> [Set task]: Report only the number of lines holding "screenshot".

> [Interface markup and scripts]:
----

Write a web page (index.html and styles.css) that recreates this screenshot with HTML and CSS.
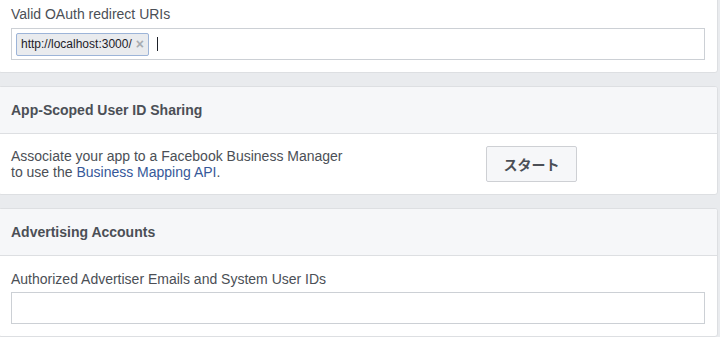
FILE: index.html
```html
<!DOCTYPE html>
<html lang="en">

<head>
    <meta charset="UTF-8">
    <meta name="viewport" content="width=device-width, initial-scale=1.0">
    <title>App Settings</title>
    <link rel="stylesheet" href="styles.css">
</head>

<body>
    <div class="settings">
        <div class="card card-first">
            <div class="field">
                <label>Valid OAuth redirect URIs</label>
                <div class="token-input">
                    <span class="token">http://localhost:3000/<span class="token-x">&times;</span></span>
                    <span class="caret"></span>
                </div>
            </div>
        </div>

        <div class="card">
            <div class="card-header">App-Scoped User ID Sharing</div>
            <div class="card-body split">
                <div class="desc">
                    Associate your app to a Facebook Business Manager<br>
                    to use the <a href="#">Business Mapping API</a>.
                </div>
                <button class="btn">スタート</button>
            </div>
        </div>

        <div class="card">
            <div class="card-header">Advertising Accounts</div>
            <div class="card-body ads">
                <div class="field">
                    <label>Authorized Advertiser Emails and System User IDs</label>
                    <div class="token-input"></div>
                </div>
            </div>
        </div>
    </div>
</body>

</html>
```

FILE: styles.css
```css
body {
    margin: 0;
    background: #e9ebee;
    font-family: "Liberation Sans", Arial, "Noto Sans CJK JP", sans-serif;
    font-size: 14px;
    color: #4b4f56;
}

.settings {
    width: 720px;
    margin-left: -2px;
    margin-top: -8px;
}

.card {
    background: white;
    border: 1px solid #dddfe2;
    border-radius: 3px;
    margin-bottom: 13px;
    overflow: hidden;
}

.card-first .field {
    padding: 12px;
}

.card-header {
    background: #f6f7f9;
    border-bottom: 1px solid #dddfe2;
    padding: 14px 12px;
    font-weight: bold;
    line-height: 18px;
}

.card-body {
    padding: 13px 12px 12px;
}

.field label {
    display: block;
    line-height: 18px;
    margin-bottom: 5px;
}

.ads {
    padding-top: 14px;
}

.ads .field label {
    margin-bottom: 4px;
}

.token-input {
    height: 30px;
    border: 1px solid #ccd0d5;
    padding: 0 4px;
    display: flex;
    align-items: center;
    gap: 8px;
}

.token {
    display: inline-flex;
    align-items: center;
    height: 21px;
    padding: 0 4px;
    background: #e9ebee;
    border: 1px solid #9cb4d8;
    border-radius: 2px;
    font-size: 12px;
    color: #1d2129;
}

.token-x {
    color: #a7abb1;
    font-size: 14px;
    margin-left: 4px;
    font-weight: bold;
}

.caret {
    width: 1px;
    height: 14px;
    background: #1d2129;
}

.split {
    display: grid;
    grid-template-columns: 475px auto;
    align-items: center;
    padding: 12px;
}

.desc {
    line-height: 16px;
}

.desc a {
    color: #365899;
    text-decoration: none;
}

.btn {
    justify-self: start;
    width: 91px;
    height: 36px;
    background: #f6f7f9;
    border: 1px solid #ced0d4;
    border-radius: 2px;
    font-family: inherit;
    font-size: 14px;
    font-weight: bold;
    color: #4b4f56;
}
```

----

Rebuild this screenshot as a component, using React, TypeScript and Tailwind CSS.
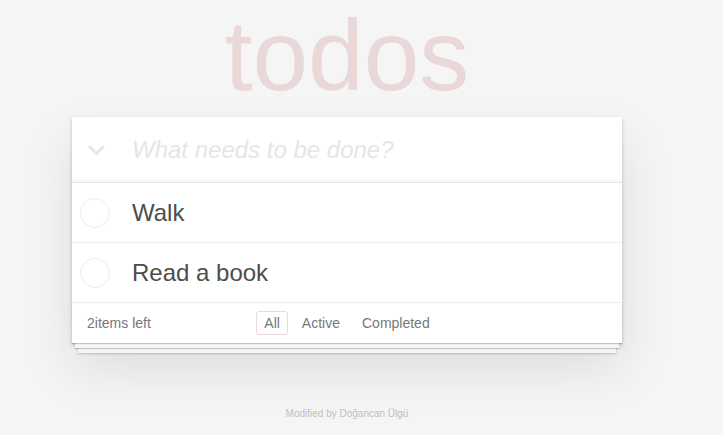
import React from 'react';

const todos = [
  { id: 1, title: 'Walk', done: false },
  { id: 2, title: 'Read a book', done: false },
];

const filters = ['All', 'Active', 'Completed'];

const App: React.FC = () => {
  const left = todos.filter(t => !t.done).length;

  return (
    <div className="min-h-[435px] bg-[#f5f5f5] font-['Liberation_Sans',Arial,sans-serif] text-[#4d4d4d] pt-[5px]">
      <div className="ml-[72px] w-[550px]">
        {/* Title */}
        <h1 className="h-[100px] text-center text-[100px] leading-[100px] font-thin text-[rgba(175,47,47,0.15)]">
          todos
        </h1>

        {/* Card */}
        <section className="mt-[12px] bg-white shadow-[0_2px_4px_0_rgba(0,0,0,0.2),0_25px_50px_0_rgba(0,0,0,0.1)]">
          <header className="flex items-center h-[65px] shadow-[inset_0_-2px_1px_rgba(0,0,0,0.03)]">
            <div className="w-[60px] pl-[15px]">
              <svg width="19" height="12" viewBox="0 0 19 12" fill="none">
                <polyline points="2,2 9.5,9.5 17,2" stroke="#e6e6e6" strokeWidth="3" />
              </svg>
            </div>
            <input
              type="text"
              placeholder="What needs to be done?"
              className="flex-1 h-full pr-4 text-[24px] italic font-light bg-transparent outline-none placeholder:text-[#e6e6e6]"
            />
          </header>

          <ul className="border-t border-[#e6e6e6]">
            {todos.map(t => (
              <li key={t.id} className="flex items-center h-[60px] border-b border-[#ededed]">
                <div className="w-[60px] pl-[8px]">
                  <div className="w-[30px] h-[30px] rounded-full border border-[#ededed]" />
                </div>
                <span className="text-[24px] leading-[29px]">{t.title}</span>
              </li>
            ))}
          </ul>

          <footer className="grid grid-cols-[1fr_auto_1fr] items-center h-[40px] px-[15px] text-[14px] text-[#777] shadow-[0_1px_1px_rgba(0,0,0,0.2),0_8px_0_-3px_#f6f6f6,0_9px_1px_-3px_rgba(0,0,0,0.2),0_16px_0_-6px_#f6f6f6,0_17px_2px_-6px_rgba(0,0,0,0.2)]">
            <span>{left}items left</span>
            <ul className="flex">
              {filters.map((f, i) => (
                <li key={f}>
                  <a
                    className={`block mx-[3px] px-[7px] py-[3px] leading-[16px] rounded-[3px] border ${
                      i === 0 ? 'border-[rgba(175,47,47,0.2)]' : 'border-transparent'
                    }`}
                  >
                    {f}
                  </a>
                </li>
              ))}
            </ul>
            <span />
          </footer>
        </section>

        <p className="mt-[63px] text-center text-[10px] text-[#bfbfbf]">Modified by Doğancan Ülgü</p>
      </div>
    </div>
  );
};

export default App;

----

> [Written response]: 2